Gli anticorpi specifici non sono l’unico elemento su cui si basa la protezione da una successiva reinfezione. Per questo il test sierologico potrebbe non essere sufficiente per individuare l’immunità al coronavirus, in quanto non tiene conto del ruolo delle “cellule T” e la loro capacità di identificare le cellule infette e distruggerle. È quanto emerge da diversi studi, in particolare quello del Karolinska Institutet di Stoccolma (Svezia). Dalla ricerca è emerso, infatti, che molte persone affette da Covid-19 in modo lieve o asintomatico hanno sviluppato la cosiddetta “immunità mediata da cellule T” al nuovo coronavirus. Ciò anche se non risultano positivi agli anticorpi nei test sierologici. Pensiamo a quante persone non si sono mai rese conto di aver contratto l’infezione. Non si sono sottoposte, quindi, al tampone e magari, se hanno effettuato test sierologico, hanno avuto esito negativo. Pensano di essere vulnerabili a Sars-CoV-2, invece non solo si sono contagiate, ma sono protette pur non avendo anticorpi specifici.

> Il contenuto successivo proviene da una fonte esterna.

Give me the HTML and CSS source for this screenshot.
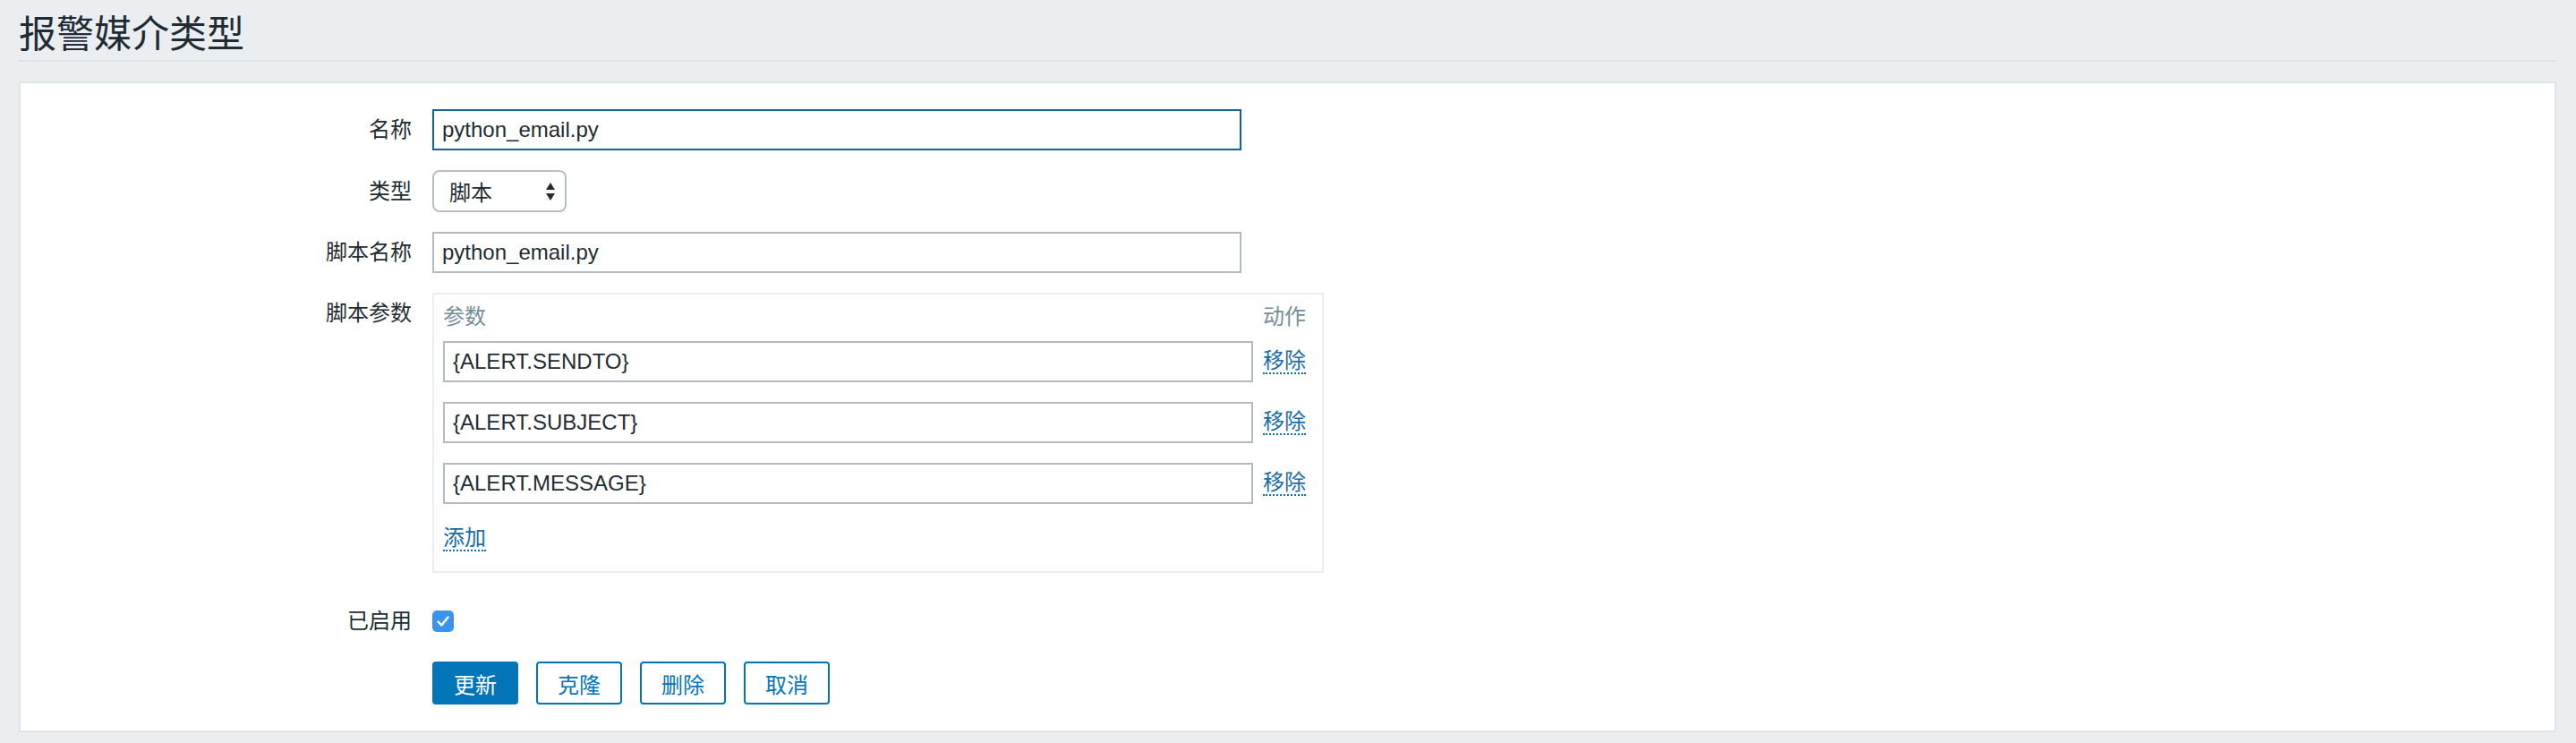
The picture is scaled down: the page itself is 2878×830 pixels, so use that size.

IMMUNITÀ COVID, C’È CHI SVILUPPA QUELLA DA CELLULE T

Una conferma arrivata da un altro studio, quello condotto dagli scienziati della Duke-NUS Medical School. La ricerca, pubblicata recentemente su Nature, ha rilevato la presenza di cellule T della memoria contro Sars-CoV-2 in oltre la metà delle persone esaminate. Tra queste persone, ce n’erano alcune che avevano contratto la Sars nel 2003 e presentavano a 17 anni di distanza una risposta immunitaria basata sulle cellule T. Un’altra metà dei soggetti, che nel corso della loro vita avevano contratto solo i coronavirus del raffreddore, manifestavano cellule T specifiche contro Sars-CoV-2. Quel che ancora non è chiaro, e va quindi approfondito, è il livello di protezione. Quello dell’immunità è un discorso infatti molto delicato: per gli scienziati le cellule T hanno generato una risposta nei confronti del coronavirus, d’altra parte non sanno se sia in grado di proteggerli completamente. Ma già a luglio il professor Alberto Mantovani, direttore scientifico dell’Istituto clinico Humanitas, in un’intervista al Corriere della Sera aveva spiegato che «gli anticorpi sono solo una spia di una risposta immunitaria» e potrebbero non essere la migliore.